料金によって永代供養の期間が違う
伝統的に納骨堂文化が広がっている地域は、雪が多くて冬場の墓参りが困難な北海道や、仏壇文化が根付いている福岡などである。地域によっても、趣向が異なる。東京はどちらかと言えば、シンプルで実用的なスタイルのものが多い。代わって福岡のロッカー式納骨堂のほとんどは、仏像や位牌、仏具などを組み込んだ仏壇型と呼ばれる荘厳なものがほとんどだ。
名古屋の納骨堂は実に個性的だ。名古屋は冠婚葬祭の通過儀礼を盛大にやる文化で知られている。納骨堂もかなり派手だ。

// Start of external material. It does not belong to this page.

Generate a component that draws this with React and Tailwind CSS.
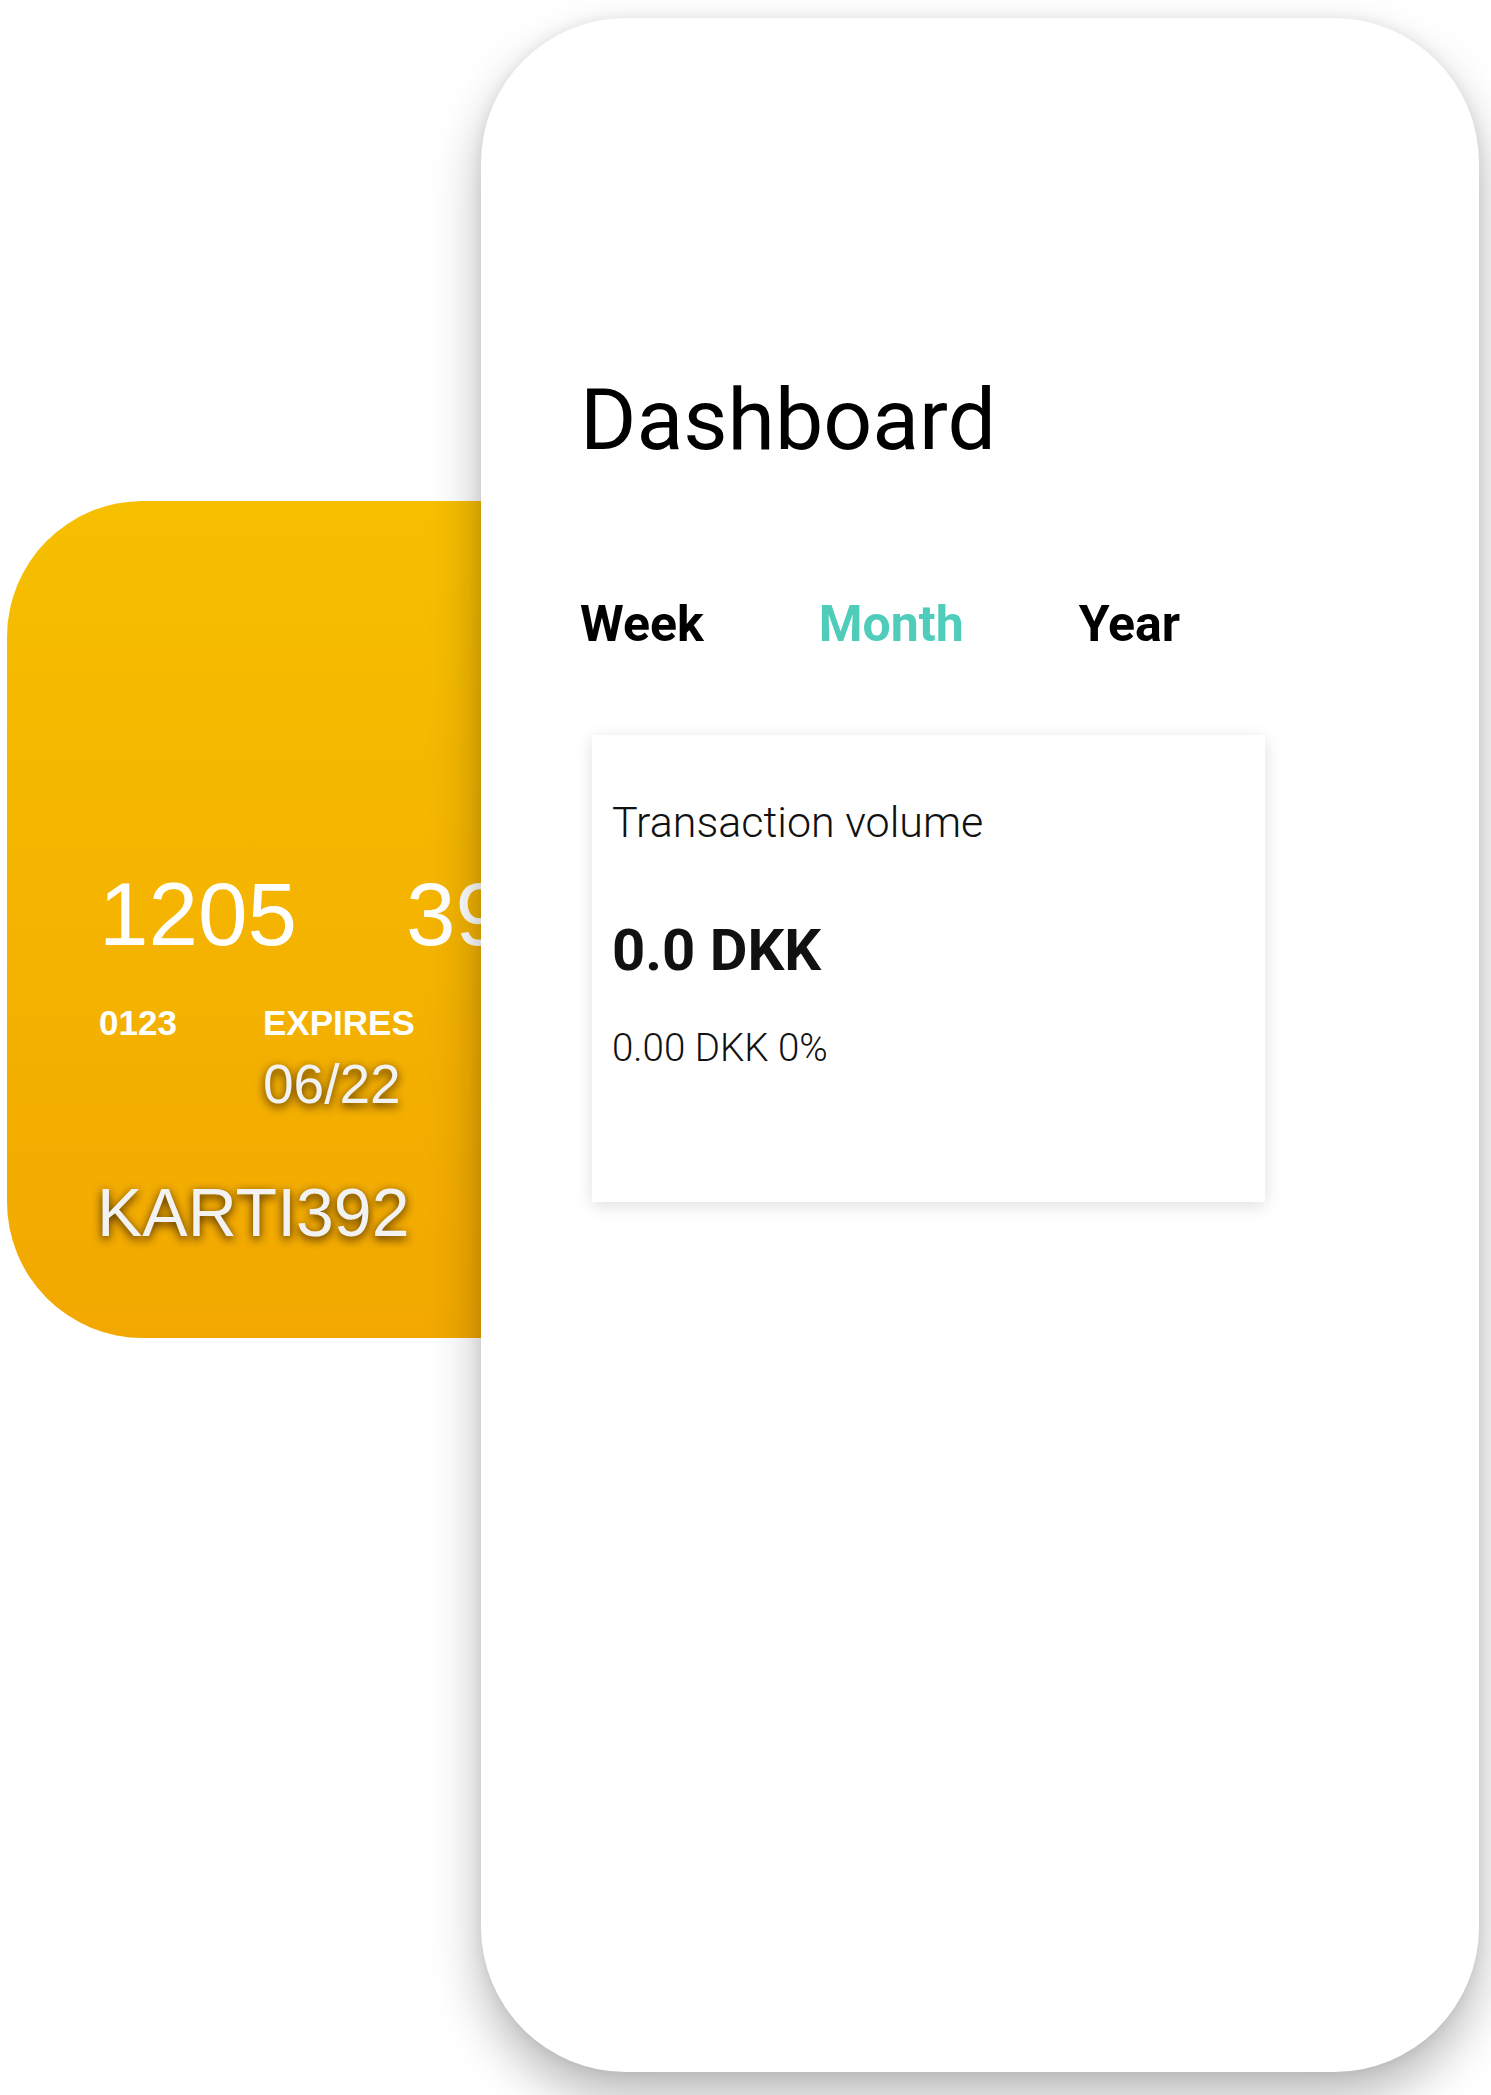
import React from 'react';

const tabs = [
    { label: 'Week', active: false },
    { label: 'Month', active: true },
    { label: 'Year', active: false },
];

const App = () => {
    return (
        <div className="relative w-[1491px] h-[2095px] bg-white overflow-hidden">
            {/* Payment card (sits behind the phone) */}
            <div className="absolute left-[7px] top-[501px] w-[780px] h-[837px] rounded-[136px] overflow-hidden bg-gradient-to-b from-[#f6bf00] to-[#f2a800] pl-[92px] pt-[369px] font-['Liberation_Sans',Arial,sans-serif] text-white">
                <div className="flex gap-[109px] text-[89px] leading-[89px] whitespace-nowrap">
                    <span>1205</span>
                    <span>3914</span>
                    <span>5521</span>
                </div>
                <div className="flex mt-[44px]">
                    <div className="w-[164px] text-[35px] leading-[40px] font-bold">0123</div>
                    <div className="flex flex-col">
                        <span className="text-[35px] leading-[40px] font-bold">EXPIRES</span>
                        <span className="mt-[11px] text-[55px] leading-[60px] text-[#f2f2f2] [text-shadow:0_3px_10px_rgba(50,25,0,0.95)]">06/22</span>
                    </div>
                </div>
                <div className="mt-[60px] -ml-[2px] text-[68px] leading-[76px] text-[#f2f2f2] [text-shadow:0_3px_10px_rgba(50,25,0,0.95)]">KARTI392</div>
            </div>

            {/* Phone screen */}
            <div className="absolute left-[481px] top-[18px] w-[998px] h-[2054px] rounded-[145px] bg-white shadow-[0_25px_50px_rgba(0,0,0,0.28),0_0_14px_rgba(0,0,0,0.08)] pl-[99px] pt-[352px] font-['Roboto',sans-serif] text-black">
                <h1 className="text-[86px] leading-[100px] font-normal">Dashboard</h1>

                <div className="flex gap-[115px] mt-[125px]">
                    {tabs.map((t) => (
                        <span
                            key={t.label}
                            className={`text-[50px] leading-[59px] font-bold ${t.active ? 'text-[#4fcdba]' : 'text-black'}`}
                        >
                            {t.label}
                        </span>
                    ))}
                </div>

                {/* Transaction volume card */}
                <div className="ml-[12px] mt-[81px] w-[673px] h-[467px] bg-white shadow-[0_4px_16px_rgba(0,0,0,0.13)] pl-[20px] pt-[61px] text-[#111]">
                    <p className="text-[43px] leading-[52px] font-light">Transaction volume</p>
                    <p className="mt-[68px] text-[58px] leading-[68px] font-bold">0.0 DKK</p>
                    <p className="mt-[41px] text-[38.5px] leading-[45px] font-light">0.00 DKK 0%</p>
                </div>
            </div>
        </div>
    );
};

export default App;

名古屋の栄地区にも近い萬松寺は1552(天文21)年、織田信長の父、信秀の葬式が執り行われたことでも知られる。喪主であった信長は荒縄を腰に巻き、”傾いた”姿で葬儀会場に登場。いきなり仏前に向かって抹香を投げつけ、希代の「うつけ者」と呼ばれるようになった。萬松寺は日本史の名シーンの舞台でもある。かれこれ450年以上の年月を経て萬松寺は、信長の傾き様さながら、実に個性的な納骨堂を手掛ける寺院として新たな歴史を歩み始めた。
現在の萬松寺は1994(平成6)年に建て替えられた。本堂を備えるビルの中に5つのスタイルの納骨堂がある。中でも特筆すべきは「水晶殿」。壁面にクリスタルガラス製のカロートが2800基、びっしりと並べられている。入室するや、一つひとつのカロートに仕組まれた青色LEDによって空間全体が照らし出される。一般的な納骨堂のイメージとはほど遠い。
このように納骨堂といってもデザインも価格もさまざまだ。ただ、気をつけなければいけないのは、料金に応じて設定されている永代供養の期間である。短ければ納骨から7年(七回忌)、長くとも33年(三十三回忌)の期間が設定されていることが多い。7年はあっという間である。その後は合祀するか、再契約か、という選択に迫られる。
合祀の場合も、納骨堂と同じ場所の合祀墓であればよいが、遠く離れた他府県の寺に移されるケースもある。お墓は料金の安さだけで決めてしまうと、後で後悔しかねないので、管理者からしっかりと説明を聞いておくことが肝要だ。